By Elliott Brack
Editor and Publisher, GwinnettForum
FEB. 25, 2022 | Tomorrow, Saturday, February 26, will mark the 52nd anniversary of the incorporation of National Public Radio (NPR), one of our nation’s most distinguished media. With its founding, it replaced the former National Educational Radio Network. This came after President Lyndon Johnson signed the “Public Broadcasting Act” in 1967, with its goal to expand non-commercial radio and television broadcasting for educational purposes.
An early favorite of public broadcasting on television was the series, Sesame Street, which children quickly loved. It was popular with parents, for it slowed down the children from prancing around the room and settled them down a bit in the afternoon for this distinctive learning in an entertaining environment.
We first learned of NPR locally as we dialed around the radio in our car when we moved to Metro Atlanta in 1974. What first attracted us to 90.1 FM (the only public station in Atlanta then) was its playing of classical music throughout most of the day. (We miss that today, but have Sirius Radio, which has slots for all kinds of music and news now.)
Eventually we realized that NPR had more than just music. We heard the afternoon news show, All Things Considered, which debuted in 1971. Before NPR came along, radio stations were mostly for entertainment, with lots of music and also featured soap operas, the various on-going drama series, named for their sponsors, Ivory Snow, Palmolive or other products aimed at the housewife. Women usually identified with the characters in the radio dramas.

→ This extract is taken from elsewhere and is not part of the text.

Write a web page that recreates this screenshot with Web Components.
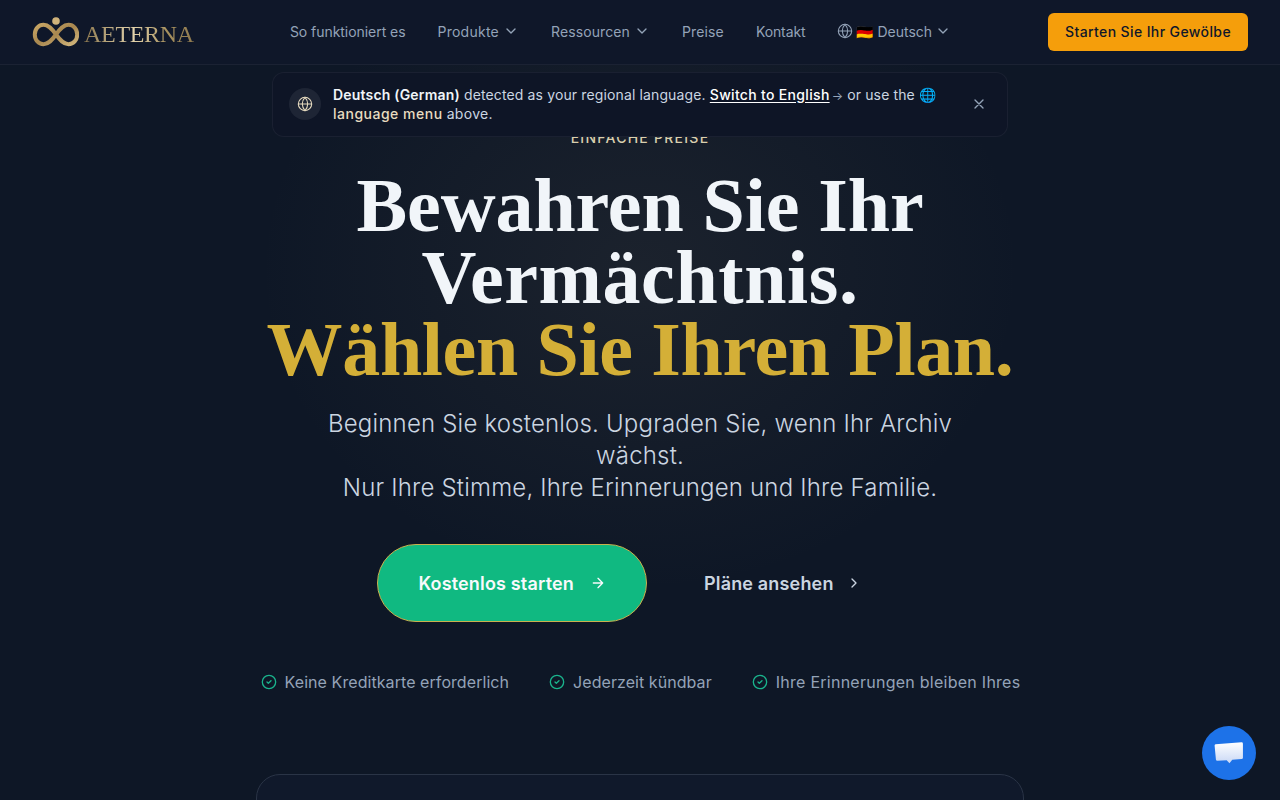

The Federal Communications Commission adopted the lower end of the FM band for non-commercial educational stations, where you find most public stations today. Georgia and Atlanta got their first statewide public radio and television in 1960. Today Georgia Public Broadcasting has nine television stations around the state, while Georgia Public Radio has 17 stations, operating from 20 towers, to cover the state.
Some NPR program we remember fondly. One was Fridays with Red, which we heard at 7:35 a.m. most Fridays, as NPR Host Bob Edwards spent five minutes with retired sports broadcaster Red Barber from his home in Tallahassee. Let Wikipedia explain it: “His weekly call-in chats with retired sportscaster Red Barber were…supposedly about sports, but often digressed into topics like the Gulf War, what kind of flowers were blooming at Barber’s home, or other non-sport subjects. Barber would call Edwards ‘Colonel Bob,’ referring to Edwards’ Kentucky Colonel honor from his native state. Barber died in 1992; the following year Edwards based his first book, Fridays with Red: A Radio Friendship on the weekly interviews.”
Another high point for NPR is when the nation addresses a particular event with gavel-to-gavel coverage of important hearings, such as the Watergate investigation, or Supreme Court nominees being questioned by Senate members, and similar programs. You don’t get that on commercial stations. These uninterrupted broadcasts are a tremendous service for our nation, and are hosted by experts giving you more insight.
We like another element of public broadcasting: working with diverse audiences. Its coverage of weekly high school football games, and playoffs, introduces another group of people to public broadcasting.
We’re happy that from that beginning in 1970, public broadcasting has become a welcome voice for our country, providing new insights for our democracy.